Nasser, for instance, may have crushed the Muslim Brotherhood, but he also used the Islamists to his benefit. He was not opposed to the Muslim Brotherhood on principle, as, say, the defender of a secular Arab worldview that had no use for Islam and its prophet, but only because it challenged his rule. And yet the Islamists were plenty useful when they went into exile in Saudi Arabia, where Nasser hoped that they would destabilize a rival regime. Sadat, similarly, got rid of his Islamist elements by dispatching them to Afghanistan, where they assisted his new U.S. ally in countering Soviet influence. And when Mubarak moved into the presidential palace, he followed the example of his predecessors and sent some jihadis off to die in foreign lands, even as those who stayed to challenge him were beaten militarily, broken in prison, and later used for regime propaganda.

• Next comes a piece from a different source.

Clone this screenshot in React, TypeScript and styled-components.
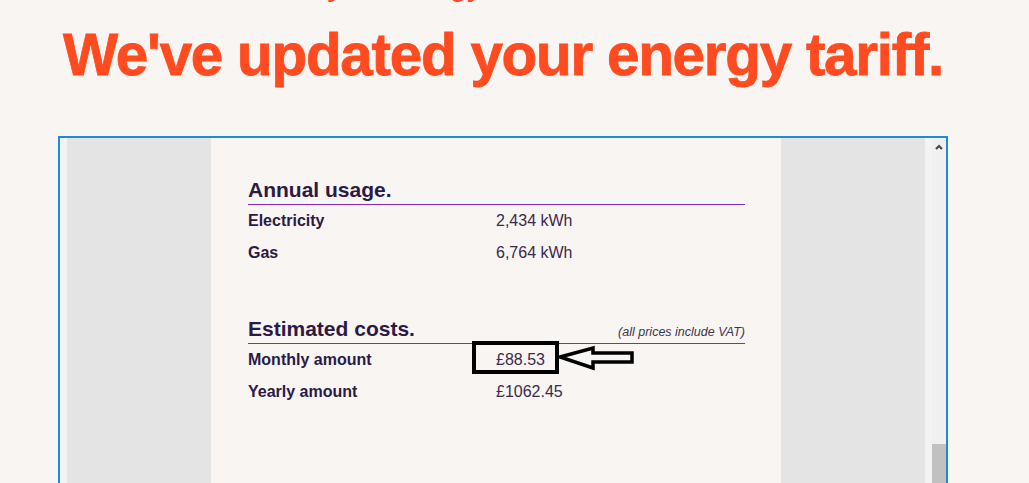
import React from "react";
import styled, { createGlobalStyle } from "styled-components";

const GlobalStyle = createGlobalStyle`
  html, body {
    margin: 0;
    padding: 0;
    background: #f9f5f3;
    overflow: hidden;
  }
  body {
    font-family: "Liberation Sans", Arial, sans-serif;
  }
`;

type Row = { label: string; value: string; highlight?: boolean };

const usage: Row[] = [
  { label: "Electricity", value: "2,434 kWh" },
  { label: "Gas", value: "6,764 kWh" },
];

const costs: Row[] = [
  { label: "Monthly amount", value: "£88.53", highlight: true },
  { label: "Yearly amount", value: "£1062.45" },
];

const App = () => {
  return (
    <Page>
      <GlobalStyle />
      <Kicker>Hello your energy tariff has been renewed</Kicker>
      <Title>We've updated your energy tariff.</Title>

      <Frame>
        <Gutter />
        <Backdrop>
          <Email>
            <SectionHead>
              <h2>Annual usage.</h2>
            </SectionHead>
            {usage.map((row) => (
              <DataRow key={row.label}>
                <Label>{row.label}</Label>
                <Value>{row.value}</Value>
              </DataRow>
            ))}

            <SectionHead $spaced>
              <h2>Estimated costs.</h2>
              <Note>(all prices include VAT)</Note>
            </SectionHead>
            {costs.map((row) => (
              <DataRow key={row.label}>
                <Label>{row.label}</Label>
                <Value>
                  {row.value}
                  {row.highlight && (
                    <>
                      <Marker />
                      <Arrow width="80" height="26" viewBox="0 0 80 26">
                        <polygon
                          points="4,12 37,3 37,8 76,8 76,17 37,17 37,23"
                          fill="#f9f5f3"
                          stroke="#000"
                          strokeWidth="3.5"
                          strokeLinejoin="miter"
                        />
                      </Arrow>
                    </>
                  )}
                </Value>
              </DataRow>
            ))}
          </Email>
        </Backdrop>
        <Gutter />
        <Scrollbar>
          <ScrollUp>
            <svg width="8" height="6" viewBox="0 0 8 6">
              <path d="M1 5 L4 2 L7 5" fill="none" stroke="#4a4a4a" strokeWidth="2.2" />
            </svg>
          </ScrollUp>
          <Thumb />
        </Scrollbar>
      </Frame>
    </Page>
  );
};

export default App;

const Page = styled.div`
  width: 1006px;
  display: flex;
  flex-direction: column;
  align-items: center;
`;

const Kicker = styled.div`
  margin-top: -25px;
  padding-left: 38px;
  font-size: 27px;
  line-height: 24px;
  font-weight: bold;
  color: #ff4b1f;
  white-space: nowrap;
`;

const Title = styled.h1`
  margin: 27px 0 0;
  font-size: 58.5px;
  line-height: 58px;
  font-weight: bold;
  letter-spacing: -1.3px;
  color: #ff4b1f;
  -webkit-text-stroke: 0.8px #ff4b1f;
  white-space: nowrap;
`;

const Frame = styled.div`
  margin-top: 52px;
  width: 886px;
  height: 361px;
  border: 2px solid #1b8dd6;
  display: flex;
  background: #f3f3f3;
`;

const Gutter = styled.div`
  width: 7px;
  flex: none;
`;

const Backdrop = styled.div`
  flex: 1;
  background: #e4e4e4;
  display: flex;
  justify-content: center;
`;

const Email = styled.div`
  width: 570px;
  box-sizing: border-box;
  padding: 40px 36px 0 37px;
  background: #f9f5f3;
  color: #2b1a45;
`;

const SectionHead = styled.div<{ $spaced?: boolean }>`
  display: flex;
  justify-content: space-between;
  align-items: baseline;
  margin-top: ${(p) => (p.$spaced ? "48px" : "0")};
  padding-bottom: 2px;
  border-bottom: 1px solid #7c2cbd;

  h2 {
    margin: 0;
    font-size: 21px;
    line-height: 24px;
    font-weight: bold;
    color: #2b1a45;
  }
`;

const Note = styled.span`
  font-size: 12.5px;
  font-style: italic;
  color: #3d3550;
`;

const DataRow = styled.div`
  display: grid;
  grid-template-columns: 248px 1fr;
  font-size: 16px;
  line-height: 32px;
`;

const Label = styled.div`
  font-weight: bold;
  color: #2b1a45;
`;

const Value = styled.div`
  position: relative;
  color: #3a2a4f;
`;

const Marker = styled.div`
  position: absolute;
  left: -24px;
  top: -3px;
  width: 87px;
  height: 33px;
  box-sizing: border-box;
  border: 4px solid #000;
`;

const Arrow = styled.svg`
  position: absolute;
  left: 60px;
  top: 1px;
`;

const Scrollbar = styled.div`
  width: 14px;
  flex: none;
  background: #f0f0f0;
  display: flex;
  flex-direction: column;
`;

const ScrollUp = styled.div`
  height: 17px;
  display: flex;
  align-items: center;
  justify-content: center;
`;

const Thumb = styled.div`
  margin-top: 289px;
  flex: 1;
  background: #c1c1c1;
`;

Mubarak’s repentant Gama’a prisoners came in handy when the Americans confronted Egypt after 9/11. When the Americans said that the Islamists attacked the United States because the regime was ruthless with them—that 9/11 was born in the dungeons of Egypt-Mubarak’s response was,
No, we’re on good terms with them, we have a truce with the Islamists, their problem is with you.
This formula deflected Washington’s furies and gave the Mubarak government common ground with its Islamist rivals:
America is our enemy, too—look at what it does to the Palestinians.